A volunteer injured during a successful search for two missing hikers in Orange County is seeking restitution to cover his $360,000 in medical bills from one of the hikers, who has since been charged with felony drug possession.
Volunteer Nick Papageorge's IV, 20, fell 110 feet, bouncing off of a cliff twice and crushing some of his vertebrae. He underwent surgery, and doctors placed titanium rods and 11 screws in his spine, he said. It was unclear how much of the cost would be covered by insurance.
The hikers, Nicolas Cendoya, 19, and Kyndall Jack, 18, were later found dehydrated, hallucinating and delirious. While Cendoya was missing on April 2, authorities found 497 milligrams of methamphetamine in his car.
Under Marsy's Law, which provides rights to victims of crimes, he maybe able to seek restitution if Cendoya is convicted of the drug charges.
Cendoya, 19, appeared briefly in court on Wednesday but the arraignment was postponed until July at the request of the defense, said Orange County District Attorney's spokeswoman Farrah Emami.
Authorities have said that they could only attempt to recover the $160,000 cost for the massive search for Cendoya and his companion, 18-year-old Kyndall Jack, if a criminal charge was filed against the hikers.
The cost of the multiagency search included the services of six agencies.
Cendoya, who spoke to NBC4 recently, said he would help pay back the cost of the search if needed. He said he didn't want his parents to be burdened with the search costs, which he called "insane."
Asked if he was on drugs during the hike, Cendoya said "absolutely not."
Cendoya and Jack, both of Costa Mesa, had headed onto the popular trails of Holy Jim Canyon in the Cleveland National Forest on Easter only to get separated at night. They had entered the wilderness with a single water bottle and no warm clothing.

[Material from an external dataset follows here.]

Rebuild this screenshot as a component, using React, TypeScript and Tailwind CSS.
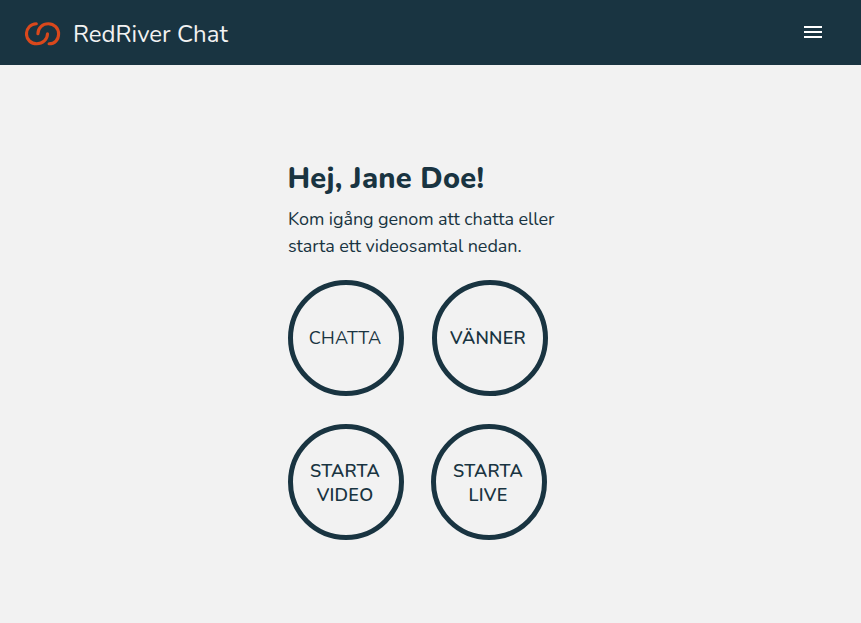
const ring =
  'flex size-[116px] items-center justify-center rounded-full border-[5px] border-[#193441] text-center text-[18px] leading-6 tracking-[0.25px] text-[#193441]';

function Logo() {
  return (
    <svg width="36" height="24" viewBox="0 0 36 24" fill="none" stroke="#d9481c" strokeWidth="3.1" strokeLinecap="round" className="shrink-0">
      <path d="M11.3 1.7C5.6 1.7 1.5 6.4 1.5 12s4.5 9.8 10.3 9.8S22.5 17.5 22.5 11.8" />
      <path d="M12.9 11.8C12.9 6 17.5 1.7 23.3 1.7S33.6 6.2 33.6 12s-4 9.8-9.5 9.8" />
    </svg>
  );
}

export default function App() {
  return (
    <div className="min-h-screen bg-[#f2f2f2] font-['Nunito','Lato',sans-serif] text-[#193441]">
      <header className="flex h-[65px] items-center justify-between bg-[#193441] pr-[39px] pl-[25px] text-[#f2f2f2]">
        <div className="flex items-center gap-3 pt-[2px]">
          <Logo />
          <span className="pt-px text-[24px] leading-8">RedRiver Chat</span>
        </div>
        <button aria-label="Meny" className="mb-px flex w-[18px] flex-col gap-[3px]">
          <span className="h-[2px] w-full bg-white" />
          <span className="h-[2px] w-full bg-white" />
          <span className="h-[2px] w-full bg-white" />
        </button>
      </header>
      <main className="ml-[288px] w-[290px] pt-[94px]">
        <h1 className="-ml-[0.5px] text-[29px] leading-10 font-extrabold tracking-[0.25px] whitespace-nowrap">Hej, Jane Doe!</h1>
        <p className="mt-[7px] text-[18px] leading-[27px] tracking-[-0.07px] whitespace-nowrap">
          <span className="block">Kom igång genom att chatta eller</span>
          <span className="block">starta ett videosamtal nedan.</span>
        </p>
        <div className="mt-5 flex gap-7">
          <button className={ring + ' pr-[2px]'}><span>CHATTA</span></button>
          <button className={ring + ' pr-[4px] font-semibold'}><span>VÄNNER</span></button>
        </div>
        <div className="mt-7 flex gap-[27px]">
          <button className={ring + ' pt-px pr-[2px] font-semibold'}><span>STARTA<br />VIDEO</span></button>
          <button className={ring + ' pt-px pr-[2px] font-semibold'}><span>STARTA<br />LIVE</span></button>
        </div>
      </main>
    </div>
  );
}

Lost for several days, the two were found separately by rescuers in dense brush on April 3 and April 4.
A reserve deputy was seriously injured during Kyndall's rescue after he fell 60 feet and hit his head.
Both Jack and Kyndall were found dehydrated, disoriented and covered in cuts and bruises -- but they suffered no major injuries. Each said they had hallucinated through much of their time in the steep canyon area.
"I was in lucid dreams and hallucinations for days. I could see the helicopters flying over me every day. When the firefighters came up to me, I couldn't even believe it," Cendoya said after his ordeal. "We weren't meant to die."